What you have to do =>
Look at the data below and print exactly the lines from its first line through the line with "</style></head><body>"; the pictures stay out of the copy.

Given data =>
--*--

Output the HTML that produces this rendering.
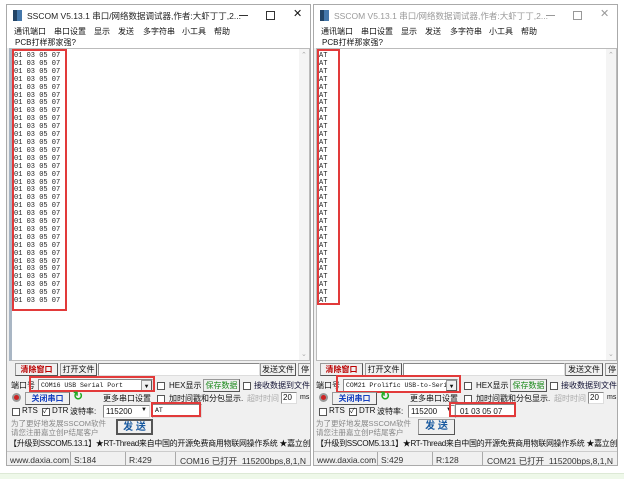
<!DOCTYPE html>
<html><head><meta charset="utf-8"><style>
*{margin:0;padding:0;box-sizing:border-box}
body{width:624px;height:479px;background:#fff;position:relative;overflow:hidden;font-family:"Liberation Sans","Noto Sans CJK SC",sans-serif;font-size:8px;color:#111}
.a{position:absolute;white-space:nowrap}
.win{position:absolute;top:4px;width:305px;height:462px;background:#f0f0f0;border:1px solid #aaa;overflow:hidden}
.tb{left:0;top:0;width:305px;height:20px;background:#fff}
.mn{left:0;top:20px;width:305px;height:23px;background:#fff}
.rx{left:2px;top:43px;width:301px;height:313px;background:#fff;border:1px solid #bbb}
.sb{right:0;top:0;width:10px;height:311px;background:#f4f4f4}
.data{left:2px;top:4px;font-family:"Liberation Mono",monospace;font-size:7px;line-height:7.9px;white-space:pre;color:#222}
.btn{background:#f0f0f0;border:1px solid #999;border-right-color:#555;border-bottom-color:#555;text-align:center;line-height:11px}
.inp{background:#fff;border:1px solid #888;border-right-color:#ddd;border-bottom-color:#ddd}
.cb{width:8px;height:8px;border:1px solid #555;background:#fff}
.red{border:2px solid #e23a3a}
.mono{font-family:"Liberation Mono",monospace;font-size:6.5px}
.m{position:absolute;top:1px}
</style></head><body>

<!-- LEFT WINDOW -->
<div class="win" style="left:6px">
 <div class="a tb"><div class="a" style="left:6px;top:5px;width:9px;height:11px;background:linear-gradient(90deg,#246 0 4px,#47a 4px)"></div>
 <div class="a" style="left:20px;top:5px;font-size:8.5px;color:#222">SSCOM V5.13.1 串口/网络数据调试器,作者:大虾丁丁,2...</div>
 <div class="a" style="left:232px;top:10px;width:9px;height:1px;background:#333"></div><div class="a" style="left:259px;top:6px;width:9px;height:9px;border:1px solid #333"></div><div class="a" style="left:286px;top:2px;font-size:11px">✕</div></div>
 <div class="a mn"><span class="m" style="left:7px">通讯端口</span><span class="m" style="left:47px">串口设置</span><span class="m" style="left:87px">显示</span><span class="m" style="left:111px">发送</span><span class="m" style="left:136px">多字符串</span><span class="m" style="left:175px">小工具</span><span class="m" style="left:207px">帮助</span>
 <div class="a" style="left:8px;top:12px">PCB打样那家强?</div></div>
 <div class="a rx" style="border-left:3px solid #a9b6c4"><div class="a sb"><div class="a" style="left:2px;top:2px;font-size:7px;color:#aaa">⌃</div><div class="a" style="left:2px;bottom:2px;font-size:7px;color:#aaa">⌄</div></div>
 <div class="a red" style="left:0;top:0;width:55px;height:262px"></div>
 <div class="a data">01 03 05 07
01 03 05 07
01 03 05 07
01 03 05 07
01 03 05 07
01 03 05 07
01 03 05 07
01 03 05 07
01 03 05 07
01 03 05 07
01 03 05 07
01 03 05 07
01 03 05 07
01 03 05 07
01 03 05 07
01 03 05 07
01 03 05 07
01 03 05 07
01 03 05 07
01 03 05 07
01 03 05 07
01 03 05 07
01 03 05 07
01 03 05 07
01 03 05 07
01 03 05 07
01 03 05 07
01 03 05 07
01 03 05 07
01 03 05 07
01 03 05 07
01 03 05 07</div></div>
 <div class="a btn" style="left:8px;top:358px;width:43px;height:13px;color:#b00;font-weight:bold">清除窗口</div>
 <div class="a btn" style="left:53px;top:358px;width:37px;height:13px">打开文件</div>
 <div class="a inp" style="left:91px;top:358px;width:162px;height:13px"></div>
 <div class="a btn" style="left:253px;top:358px;width:36px;height:13px">发送文件</div>
 <div class="a btn" style="left:291px;top:358px;width:14px;height:13px">停</div>
 <div class="a" style="left:4px;top:375px">端口号</div>
 <div class="a inp mono" style="left:31px;top:374px;width:115px;height:13px;padding:2px 2px">COM16 USB Serial Port<span class="a btn" style="right:0;top:0;width:11px;height:11px;font-size:6px">▼</span></div>
 <div class="a red" style="left:22px;top:371px;width:126px;height:16px"></div>
 <div class="a cb" style="left:150px;top:377px"></div><div class="a" style="left:162px;top:375px">HEX显示</div>
 <div class="a btn" style="left:196px;top:374px;width:37px;height:13px;color:#1a8a1a">保存数据</div>
 <div class="a cb" style="left:236px;top:377px"></div><div class="a" style="left:247px;top:375px;color:#113">接收数据到文件</div>
 <div class="a" style="left:5px;top:388px;width:9px;height:9px;border-radius:50%;background:#c22;border:2px solid #999"></div>
 <div class="a btn" style="left:18px;top:387px;width:45px;height:13px;color:#1540c0;font-weight:bold">关闭串口</div>
 <div class="a" style="left:66px;top:384px;font-size:12px;color:#2a2;font-weight:bold">↻</div>
 <div class="a" style="left:96px;top:388px">更多串口设置</div>
 <div class="a cb" style="left:150px;top:390px"></div><div class="a" style="left:162px;top:388px">加时间戳和分包显示.</div>
 <div class="a" style="left:240px;top:388px;color:#aaa">超时时间</div>
 <div class="a inp" style="left:274px;top:387px;width:16px;height:12px;padding-left:1px">20</div><div class="a" style="left:293px;top:389px;font-size:7px">ms</div>
 <div class="a cb" style="left:5px;top:403px"></div><div class="a" style="left:15px;top:401px">RTS</div>
 <div class="a cb" style="left:35px;top:403px;font-size:7px;line-height:6px">✓</div><div class="a" style="left:45px;top:401px">DTR</div>
 <div class="a" style="left:63px;top:401px">波特率:</div>
 <div class="a inp" style="left:96px;top:400px;width:47px;height:13px;padding:1px 2px">115200<span class="a" style="right:2px;top:1px;font-size:6px">▼</span></div>
 <div class="a inp mono" style="left:145px;top:399px;width:50px;height:14px;padding:2px">AT</div>
 <div class="a red" style="left:144px;top:397px;width:50px;height:15px"></div>
 <div class="a" style="left:4px;top:414px;color:#888;font-size:7.5px;line-height:9px">为了更好地发展SSCOM软件<br>请您注册嘉立创P结尾客户</div>
 <div class="a btn" style="left:109px;top:414px;width:37px;height:16px;line-height:14px;color:#1a5aa0;font-weight:bold;font-size:10px;border:2px solid #555">发 送</div>
 <div class="a" style="left:2px;top:433px;font-size:8px;letter-spacing:-0.3px">【升级到SSCOM5.13.1】★RT-Thread来自中国的开源免费商用物联网操作系统 ★嘉立创P</div>
 <div class="a" style="left:0;top:446px;width:305px;height:16px;background:#f0f0f0;border-top:1px solid #ccc;font-size:8.5px;color:#333">
  <span class="a" style="left:3px;top:3px">www.daxia.com</span><span class="a" style="left:63px;top:0;height:14px;border-left:1px solid #aaa"></span><span class="a" style="left:67px;top:3px">S:184</span><span class="a" style="left:118px;top:0;height:14px;border-left:1px solid #aaa"></span><span class="a" style="left:122px;top:3px">R:429</span><span class="a" style="left:168px;top:0;height:14px;border-left:1px solid #aaa"></span><span class="a" style="left:173px;top:3px">COM16 已打开&nbsp; 115200bps,8,1,N</span></div>
</div>

<!-- RIGHT WINDOW -->
<div class="win" style="left:313px">
 <div class="a tb"><div class="a" style="left:6px;top:5px;width:9px;height:11px;background:linear-gradient(90deg,#246 0 4px,#47a 4px)"></div>
 <div class="a" style="left:20px;top:5px;font-size:8.5px;color:#999">SSCOM V5.13.1 串口/网络数据调试器,作者:大虾丁丁,2...</div>
 <div class="a" style="left:232px;top:10px;width:9px;height:1px;background:#999"></div><div class="a" style="left:259px;top:6px;width:9px;height:9px;border:1px solid #999"></div><div class="a" style="left:286px;top:2px;font-size:11px;color:#999">✕</div></div>
 <div class="a mn"><span class="m" style="left:7px">通讯端口</span><span class="m" style="left:47px">串口设置</span><span class="m" style="left:87px">显示</span><span class="m" style="left:111px">发送</span><span class="m" style="left:136px">多字符串</span><span class="m" style="left:175px">小工具</span><span class="m" style="left:207px">帮助</span>
 <div class="a" style="left:8px;top:12px">PCB打样那家强?</div></div>
 <div class="a rx"><div class="a sb"><div class="a" style="left:2px;top:2px;font-size:7px;color:#aaa">⌃</div><div class="a" style="left:2px;bottom:2px;font-size:7px;color:#aaa">⌄</div></div>
 <div class="a red" style="left:0;top:0;width:23px;height:256px"></div>
 <div class="a data">AT
AT
AT
AT
AT
AT
AT
AT
AT
AT
AT
AT
AT
AT
AT
AT
AT
AT
AT
AT
AT
AT
AT
AT
AT
AT
AT
AT
AT
AT
AT
AT</div></div>
 <div class="a btn" style="left:6px;top:358px;width:43px;height:13px;color:#b00;font-weight:bold">清除窗口</div>
 <div class="a btn" style="left:51px;top:358px;width:37px;height:13px">打开文件</div>
 <div class="a inp" style="left:89px;top:358px;width:162px;height:13px"></div>
 <div class="a btn" style="left:251px;top:358px;width:38px;height:13px">发送文件</div>
 <div class="a btn" style="left:291px;top:358px;width:14px;height:13px">停</div>
 <div class="a" style="left:2px;top:375px">端口号</div>
 <div class="a inp mono" style="left:29px;top:374px;width:115px;height:13px;padding:2px 2px">COM21 Prolific USB-to-Seri<span class="a btn" style="right:0;top:0;width:11px;height:11px;font-size:6px">▼</span></div>
 <div class="a red" style="left:22px;top:370px;width:125px;height:18px"></div>
 <div class="a cb" style="left:150px;top:377px"></div><div class="a" style="left:162px;top:375px">HEX显示</div>
 <div class="a btn" style="left:196px;top:374px;width:37px;height:13px;color:#1a8a1a">保存数据</div>
 <div class="a cb" style="left:236px;top:377px"></div><div class="a" style="left:247px;top:375px;color:#113">接收数据到文件</div>
 <div class="a" style="left:5px;top:388px;width:9px;height:9px;border-radius:50%;background:#c22;border:2px solid #999"></div>
 <div class="a btn" style="left:18px;top:387px;width:45px;height:13px;color:#1540c0;font-weight:bold">关闭串口</div>
 <div class="a" style="left:66px;top:384px;font-size:12px;color:#2a2;font-weight:bold">↻</div>
 <div class="a" style="left:96px;top:388px">更多串口设置</div>
 <div class="a cb" style="left:150px;top:390px"></div><div class="a" style="left:162px;top:388px">加时间戳和分包显示.</div>
 <div class="a" style="left:240px;top:388px;color:#aaa">超时时间</div>
 <div class="a inp" style="left:274px;top:387px;width:16px;height:12px;padding-left:1px">20</div><div class="a" style="left:293px;top:389px;font-size:7px">ms</div>
 <div class="a cb" style="left:5px;top:403px"></div><div class="a" style="left:15px;top:401px">RTS</div>
 <div class="a cb" style="left:35px;top:403px;font-size:7px;line-height:6px">✓</div><div class="a" style="left:45px;top:401px">DTR</div>
 <div class="a" style="left:63px;top:401px">波特率:</div>
 <div class="a inp" style="left:94px;top:400px;width:47px;height:13px;padding:1px 2px">115200<span class="a" style="right:2px;top:1px;font-size:6px">▼</span></div>
 <div class="a inp" style="left:141px;top:399px;width:60px;height:14px;padding:2px 4px;font-size:8px">01 03 05 07</div>
 <div class="a red" style="left:135px;top:397px;width:67px;height:15px"></div>
 <div class="a" style="left:2px;top:414px;color:#888;font-size:7.5px;line-height:9px">为了更好地发展SSCOM软件<br>请您注册嘉立创P结尾客户</div>
 <div class="a btn" style="left:104px;top:414px;width:37px;height:16px;line-height:14px;color:#1a5aa0;font-weight:bold;font-size:10px">发 送</div>
 <div class="a" style="left:2px;top:433px;font-size:8px;letter-spacing:-0.3px">【升级到SSCOM5.13.1】★RT-Thread来自中国的开源免费商用物联网操作系统 ★嘉立创P</div>
 <div class="a" style="left:0;top:446px;width:305px;height:16px;background:#f0f0f0;border-top:1px solid #ccc;font-size:8.5px;color:#333">
  <span class="a" style="left:3px;top:3px">www.daxia.com</span><span class="a" style="left:63px;top:0;height:14px;border-left:1px solid #aaa"></span><span class="a" style="left:67px;top:3px">S:429</span><span class="a" style="left:118px;top:0;height:14px;border-left:1px solid #aaa"></span><span class="a" style="left:122px;top:3px">R:128</span><span class="a" style="left:168px;top:0;height:14px;border-left:1px solid #aaa"></span><span class="a" style="left:173px;top:3px">COM21 已打开&nbsp; 115200bps,8,1,N</span></div>
</div>

<div class="a" style="left:0;top:473px;width:624px;height:6px;background:#eef8e9;border-top:1px solid #dde9d6"></div>
</body></html>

--*--

Solution for this exercise =>
Output the HTML that produces this rendering.
<!DOCTYPE html>
<html><head><meta charset="utf-8"><style>
*{margin:0;padding:0;box-sizing:border-box}
body{width:624px;height:479px;background:#fff;position:relative;overflow:hidden;font-family:"Liberation Sans","Noto Sans CJK SC",sans-serif;font-size:8px;color:#111}
.a{position:absolute;white-space:nowrap}
.win{position:absolute;top:4px;width:305px;height:462px;background:#f0f0f0;border:1px solid #aaa;overflow:hidden}
.tb{left:0;top:0;width:305px;height:20px;background:#fff}
.mn{left:0;top:20px;width:305px;height:23px;background:#fff}
.rx{left:2px;top:43px;width:301px;height:313px;background:#fff;border:1px solid #bbb}
.sb{right:0;top:0;width:10px;height:311px;background:#f4f4f4}
.data{left:2px;top:4px;font-family:"Liberation Mono",monospace;font-size:7px;line-height:7.9px;white-space:pre;color:#222}
.btn{background:#f0f0f0;border:1px solid #999;border-right-color:#555;border-bottom-color:#555;text-align:center;line-height:11px}
.inp{background:#fff;border:1px solid #888;border-right-color:#ddd;border-bottom-color:#ddd}
.cb{width:8px;height:8px;border:1px solid #555;background:#fff}
.red{border:2px solid #e23a3a}
.mono{font-family:"Liberation Mono",monospace;font-size:6.5px}
.m{position:absolute;top:1px}
</style></head><body>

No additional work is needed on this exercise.